Let's choose the symmetry axes of the $$\mathrm{p}$$ orbitals as our actual coordinate system. Then, the sum $$\mathrm{p}_x + \mathrm{p}_y + \mathrm{p}_z$$ should have its symmetry axis pointing in the $$\begin{pmatrix}1\\1\\1\end{pmatrix}$$ direction. Scaling with $$\frac{1}{2}$$ doesn't change that, of course, and adding the $$\mathrm{s}$$ wave function also shouldn't change this symmetry direction, as $$\mathrm{s}$$ itself is fully rotational symmetric. But since the linear combinations of the $$\mathrm{sp}^3$$ orbitals only differ by the signs of the $$\mathrm{p}$$ summands, the symmetry axis of any $$\mathrm{sp}^3$$ orbital should always points towards a vector of the form $$\begin{pmatrix}\pm 1\\\pm 1\\\pm 1\end{pmatrix}$$. None of which form a tetrahedron. Can anyone explain to me, where my mistake is?

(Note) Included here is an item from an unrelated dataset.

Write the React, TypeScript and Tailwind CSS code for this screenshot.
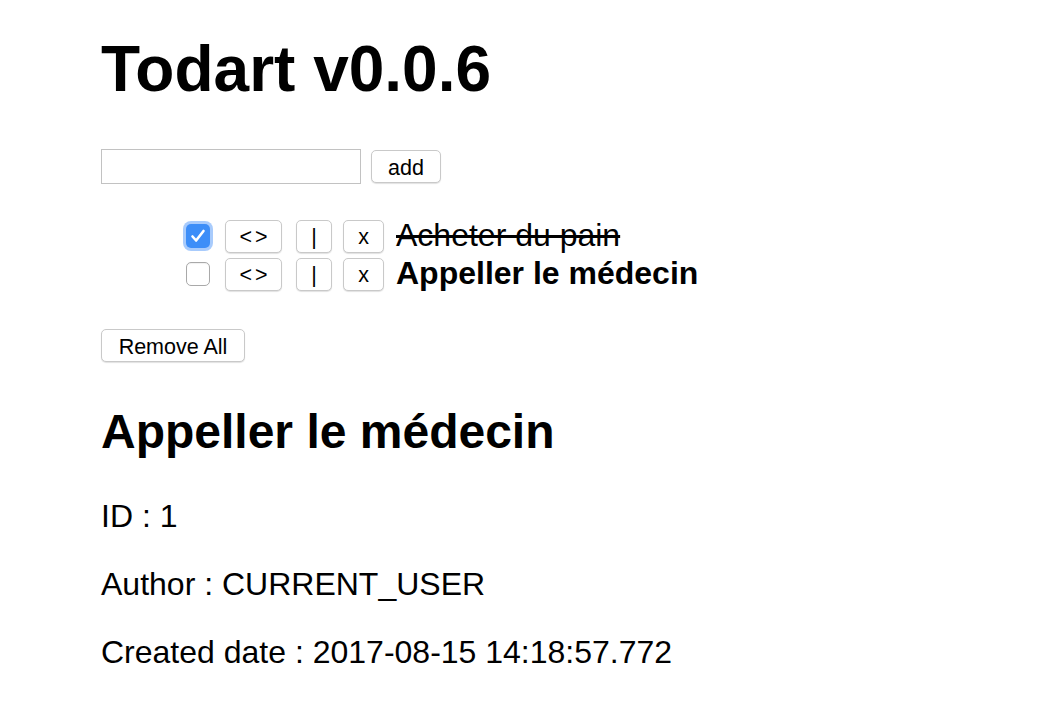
import React from "react";

type Todo = {
  id: number;
  title: string;
  done: boolean;
};

const todos: Todo[] = [
  { id: 0, title: "Acheter du pain", done: true },
  { id: 1, title: "Appeller le médecin", done: false },
];

const btn =
  "h-[33px] rounded-[5px] border border-[#c9c9c9] bg-white pt-[4px] text-[21.5px] leading-none text-black shadow-[0_1px_1px_rgba(0,0,0,0.12)]";

const Checkbox = ({ checked }: { checked: boolean }) =>
  checked ? (
    <span className="flex h-[24px] w-[24px] items-center justify-center rounded-[5px] bg-[#3d8ef8] shadow-[0_0_0_3px_rgba(96,160,250,0.55)]">
      <svg width="18" height="18" viewBox="0 0 18 18" fill="none">
        <path
          d="M3.5 9.5l3.6 4L14.5 4"
          stroke="white"
          strokeWidth="2.6"
          strokeLinecap="round"
          strokeLinejoin="round"
        />
      </svg>
    </span>
  ) : (
    <span className="block h-[24px] w-[24px] rounded-[5px] border border-[#a9a9a9] bg-white shadow-[inset_0_1px_1px_rgba(0,0,0,0.06)]" />
  );

const TodoRow = ({ todo }: { todo: Todo }) => (
  <li className="flex h-[38px] items-center">
    <Checkbox checked={todo.done} />
    <button
      type="button"
      className={`${btn} ml-[15px] w-[57px] pl-[3px] tracking-[3px]`}
    >
      &lt;&gt;
    </button>
    <button type="button" className={`${btn} ml-[14px] w-[36px]`}>
      |
    </button>
    <button type="button" className={`${btn} ml-[11px] w-[41px]`}>
      x
    </button>
    <span
      className={`ml-[12px] -mt-[2px] text-[32px] leading-[37px] ${
        todo.done ? "line-through" : "font-bold"
      }`}
    >
      {todo.title}
    </span>
  </li>
);

export default function App() {
  const selected = todos[1];

  return (
    <div
      className="min-h-[726px] bg-white pl-[101px] pt-[33px] text-black"
      style={{ fontFamily: '"Liberation Sans", Arial, Helvetica, sans-serif' }}
    >
      <h1 className="text-[64px] font-bold leading-[72px]">Todart v0.0.6</h1>

      <div className="mt-[44px] flex items-center">
        <input
          type="text"
          className="h-[35px] w-[260px] border border-[#c2c2c2] bg-white px-2 text-[21px] outline-none"
        />
        <button type="button" className={`${btn} ml-[10px] w-[70px]`}>
          add
        </button>
      </div>

      <ul className="mt-[33px] pl-[85px]">
        {todos.map((todo) => (
          <TodoRow key={todo.id} todo={todo} />
        ))}
      </ul>

      <button type="button" className={`${btn} mt-[36px] w-[144px]`}>
        Remove All
      </button>

      <h2 className="mt-[42px] text-[48px] font-bold leading-[56px]">
        {selected.title}
      </h2>

      <p className="mt-[38px] text-[32px] leading-[37px]">ID : {selected.id}</p>
      <p className="mt-[31px] text-[32px] leading-[37px]">
        Author : CURRENT_USER
      </p>
      <p className="mt-[31px] text-[32px] leading-[37px]">
        Created date : 2017-08-15 14:18:57.772
      </p>
    </div>
  );
}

TL;DR: If linear combinations of $$\mathrm{s}$$ and $$\mathrm{p}$$ orbitals work the way I think they work, they should always have octahedral/cubical symmetry. But $$\mathrm{sp}^3$$ orbitals form a tetrahedron and I don't see how to get there.

• Also note that the p orbitals as a group do not have Oh symmetry because of the phase difference of opposing lobes. I think the proper point group is C3v. Apr 29 at 13:04
• You can self-answer your question :) Apr 29 at 14:28
• Since you're talking about octahedra, note also that cubes and octahedra are dual, so you can find the 2 sets of 4 faces that each form a tetahedron.
– Zhe
Apr 29 at 17:04
• I like the question. Please post an answer instead of editing the original question. (You'll have my up-vote on both.) Apr 29 at 20:56
• Will add a proper answer; didn't know what the preferred method of self-answering is. May 2 at 7:17

Concretely, you can choose the corners $$\begin{pmatrix}1\\1\\1\end{pmatrix}, \begin{pmatrix}-1\\-1\\1\end{pmatrix}, \begin{pmatrix}1\\-1\\-1\end{pmatrix}, \begin{pmatrix}-1\\1\\-1\end{pmatrix}.$$
As set up there, these describe the sign of the $$\mathrm{p}$$-summands in the wave functions of the $$\mathrm{sp}^3$$ hybrid orbitals. I.e., the actual wave functions are \begin{alignat}{3} \frac{1}{2}\mathrm{s} \enspace &+\enspace \frac{1}{2}\mathrm{p}_x \enspace &&+\enspace \frac{1}{2}\mathrm{p}_y \enspace &&+\enspace \frac{1}{2}\mathrm{p}_z,\\ \frac{1}{2}\mathrm{s} \enspace &-\enspace \frac{1}{2}\mathrm{p}_x \enspace &&-\enspace \frac{1}{2}\mathrm{p}_y \enspace &&+\enspace \frac{1}{2}\mathrm{p}_z,\\ \frac{1}{2}\mathrm{s} \enspace &+\enspace \frac{1}{2}\mathrm{p}_x \enspace &&-\enspace \frac{1}{2}\mathrm{p}_y \enspace &&-\enspace \frac{1}{2}\mathrm{p}_z \qquad\text{and}\\ \frac{1}{2}\mathrm{s} \enspace &-\enspace \frac{1}{2}\mathrm{p}_x \enspace &&+\enspace \frac{1}{2}\mathrm{p}_y \enspace &&-\enspace \frac{1}{2}\mathrm{p}_z, \end{alignat} respectively. So, the symmetry axes of the standard orbitals $$\mathrm{p}_x,\mathrm{p}_y,\mathrm{p}_z$$ have octahedral symmetry; and also an implicit cubical symmetry (since a cube is a dual of an octahedron). This cubical structure becomes visible if you look at all eight possible linear combinations of the $$\mathrm{p}$$-orbitals, which only differ in the signs of the coefficients.